→ **Required work**: Locate the word "React" in the data below, then copy every line that holds it.

☆ ☆ ☆ ☆ ☆ ☆ ☆

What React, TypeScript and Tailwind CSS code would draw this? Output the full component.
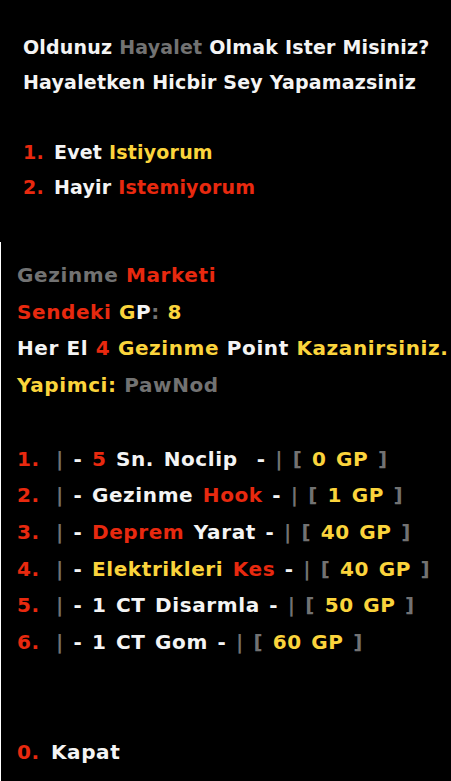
import React from 'react';

type Seg = [string, string];

const W = 'text-[#f4f4f4]';
const G = 'text-[#727272]';
const R = 'text-[#e8290f]';
const Y = 'text-[#fbd43c]';

const topLines: Seg[][] = [
  [[W, 'Oldunuz '], [G, 'Hayalet'], [W, ' Olmak Ister Misiniz?']],
  [[W, 'Hayaletken Hicbir Sey Yapamazsiniz']],
  [],
];

const topItems: { n: string; segs: Seg[] }[] = [
  { n: '1.', segs: [[W, 'Evet '], [Y, 'Istiyorum']] },
  { n: '2.', segs: [[W, 'Hayir '], [R, 'Istemiyorum']] },
];

const infoLines: Seg[][] = [
  [[G, 'Gezinme '], [R, 'Marketi']],
  [[R, 'Sendeki '], [Y, 'G'], [W, 'P'], [G, ': '], [Y, '8']],
  [[W, 'Her El '], [R, '4 '], [Y, 'Gezinme '], [W, 'Point '], [Y, 'Kazanirsiniz.']],
  [[Y, 'Yapimci: '], [G, 'PawNod']],
  [],
];

const marketItems: { n: string; segs: Seg[] }[] = [
  { n: '1.', segs: [[G, '| '], [W, '- '], [R, '5 '], [W, 'Sn. Noclip  - '], [G, '| [ '], [Y, '0 GP '], [G, ']']] },
  { n: '2.', segs: [[G, '| '], [W, '- Gezinme '], [R, 'Hook '], [W, '- '], [G, '| [ '], [Y, '1 GP '], [G, ']']] },
  { n: '3.', segs: [[G, '| '], [W, '- '], [R, 'Deprem '], [W, 'Yarat - '], [G, '| [ '], [Y, '40 GP '], [G, ']']] },
  { n: '4.', segs: [[G, '| '], [W, '- '], [Y, 'Elektrikleri '], [R, 'Kes '], [W, '- '], [G, '| [ '], [Y, '40 GP '], [G, ']']] },
  { n: '5.', segs: [[G, '| '], [W, '- 1 CT Disarmla - '], [G, '| [ '], [Y, '50 GP '], [G, ']']] },
  { n: '6.', segs: [[G, '| '], [W, '- 1 CT Gom - '], [G, '| [ '], [Y, '60 GP '], [G, ']']] },
];

function Line({ segs }: { segs: Seg[] }) {
  return (
    <div className="whitespace-pre">
      {segs.length === 0 ? '\u00a0' : segs.map(([c, t], i) => (
        <span key={i} className={c}>{t}</span>
      ))}
    </div>
  );
}

function Item({ n, segs, numW, spaced }: { n: string; segs: Seg[]; numW: string; spaced?: boolean }) {
  return (
    <div className={`flex whitespace-pre ${spaced ? '[word-spacing:2px]' : ''}`}>
      <span className={`${R} ${numW} shrink-0`}>{n}</span>
      <span>
        {segs.map(([c, t], i) => (
          <span key={i} className={c}>{t}</span>
        ))}
      </span>
    </div>
  );
}

export default function App() {
  return (
    <div
      className="w-[451px] h-[781px] bg-black flex flex-col overflow-hidden font-bold"
      style={{ fontFamily: '"DejaVu Sans", Verdana, sans-serif' }}
    >
      <div className="h-[242px] pt-[30px] pl-[23px] text-[19px] leading-[35px] tracking-[0.2px] shrink-0">
        {topLines.map((l, i) => <Line key={i} segs={l} />)}
        {topItems.map((it) => <Item key={it.n} n={it.n} segs={it.segs} numW="w-[31px]" />)}
      </div>
      <div className="flex-1 border-l border-white pt-[15px] pl-[16px] text-[20px] leading-[36.7px] tracking-[0.6px]">
        {infoLines.map((l, i) => <Line key={i} segs={l} />)}
        {marketItems.map((it) => <Item key={it.n} n={it.n} segs={it.segs} numW="w-[39px]" spaced />)}
        <Line segs={[]} />
        <Line segs={[]} />
        <Item n="0." segs={[[W, 'Kapat']]} numW="w-[34px]" />
      </div>
    </div>
  );
}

☆ ☆ ☆ ☆ ☆ ☆ ☆

→ **Response to this task**:
What React, TypeScript and Tailwind CSS code would draw this? Output the full component.
import React from 'react';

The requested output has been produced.